On Aug 26, 2020 Midas announced that Paulson & Co is converting its CAD $82,102,500 notes into 199,692,804 shares which along with an existing position will give Paulson a 44.12% stake. The conversion prices are CAD $0.3541 and $0.4655 per share. There remains $15,409,901 convertible into 43,518,501 shares held by other parties. Issued will be 474,527,412 shares and fully diluted is now 540,201,499. Judging from Quin's comments during the Webinar there has been a lot of investor confusion about the capitalization. Most investors do not understand the concept of "fully diluted" which is the number of shares that would end up outstanding if every holder of a contractual right to acquire shares exercised that right (ie warrants, options, convertible debentures). I have updated my Speculative DCF model to reflect metal price changes along with the higher fully diluted figure. The CAD after-tax NPV per share is now $4.40-$7.00 for 10% and 5% discount rates at the current gold price of $1,931 per oz.
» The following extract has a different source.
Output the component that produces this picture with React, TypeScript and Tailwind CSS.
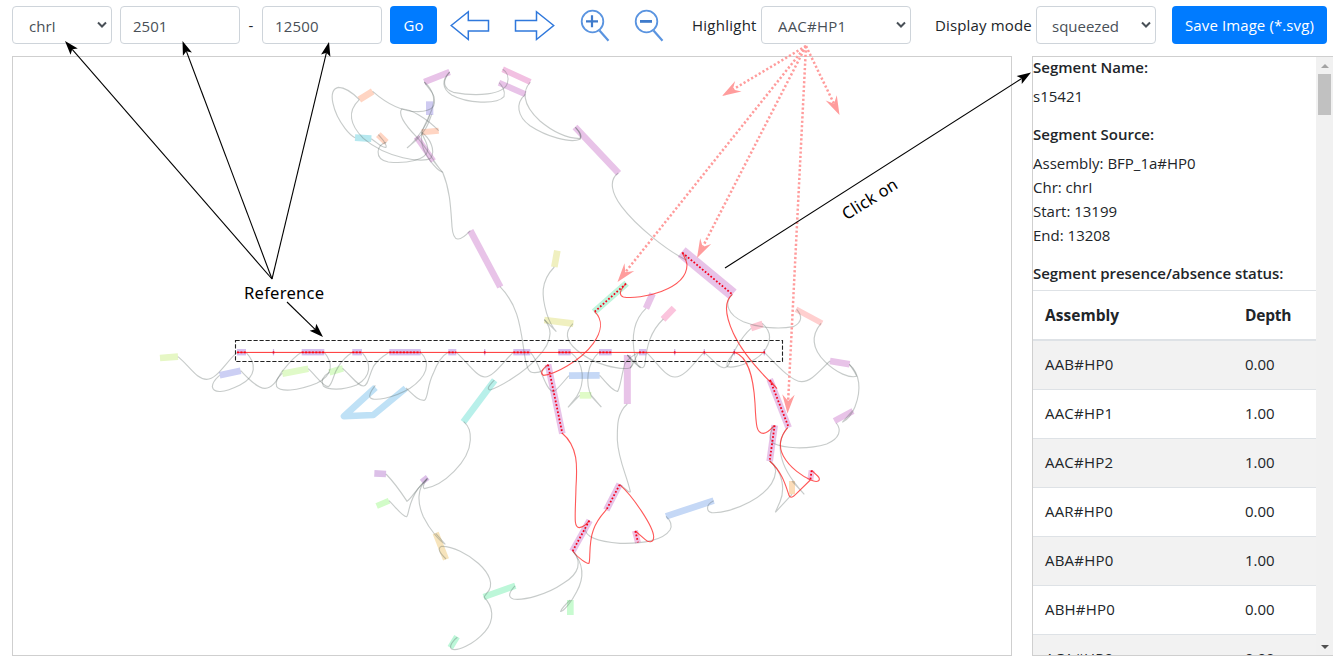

The market is still pricing Stibnite as if the $1,350 base case price from the December 2014 PFS is the long term future price for gold. Although the stock has tripled since the start of the year, it still offers Good Speculative Value for an outcome in the range of USD $1.8 billion to $2.9 billion based on $1,931 gold. And if you think gold could challenge $3,000 over the next year before any meaningful inflation surfaces, the current $1.74 stock price is very cheap for the corresponding $9-$14 fair value price range.

It is also important to know that Midas scores high in ESG terms. The company has mounted a monumental effort to comply with the Idaho permitting cycle which has never dealt with such a large scale mine plan that is also a superfund reclamation project which will restore salmon access to the upstream watershed. It was not just the US Forest Service figuring out how to process the Stibnite plan but also multiple other affected agencies. The time, effort and capital Midas injected into the Stibnite permitting cycle lays the ground work for permitting other mines in Idaho when their turn comes. In addition there is the antimony by product whose LOM payable value at current metal prices is only 2.6% of the LOM value of gold, silver and antimony production from Stibnite. But it would represent 3%-4% of current global supply, none of which comes from the United States. Take a look at where global supply comes from in the graphic below. I only count Australia and Mexico as reliable suppliers but they only supply 1.3% of the 160,000 tonnes produced in 2019. The top 3 producers, China, Russia and Tajikistan, supply 91.7%. Furthermore, Midas has identified a high grade antimony vein separate from the gold system which contains at least as much as the by-product resource, and which could be very quickly accessed through a short adit driven from the river diversion tunnel. Not only would this make the United States self-sufficient in antimony supply, but it would also have enough extra to supply the needs of other democracies resisting the global march to autocracy.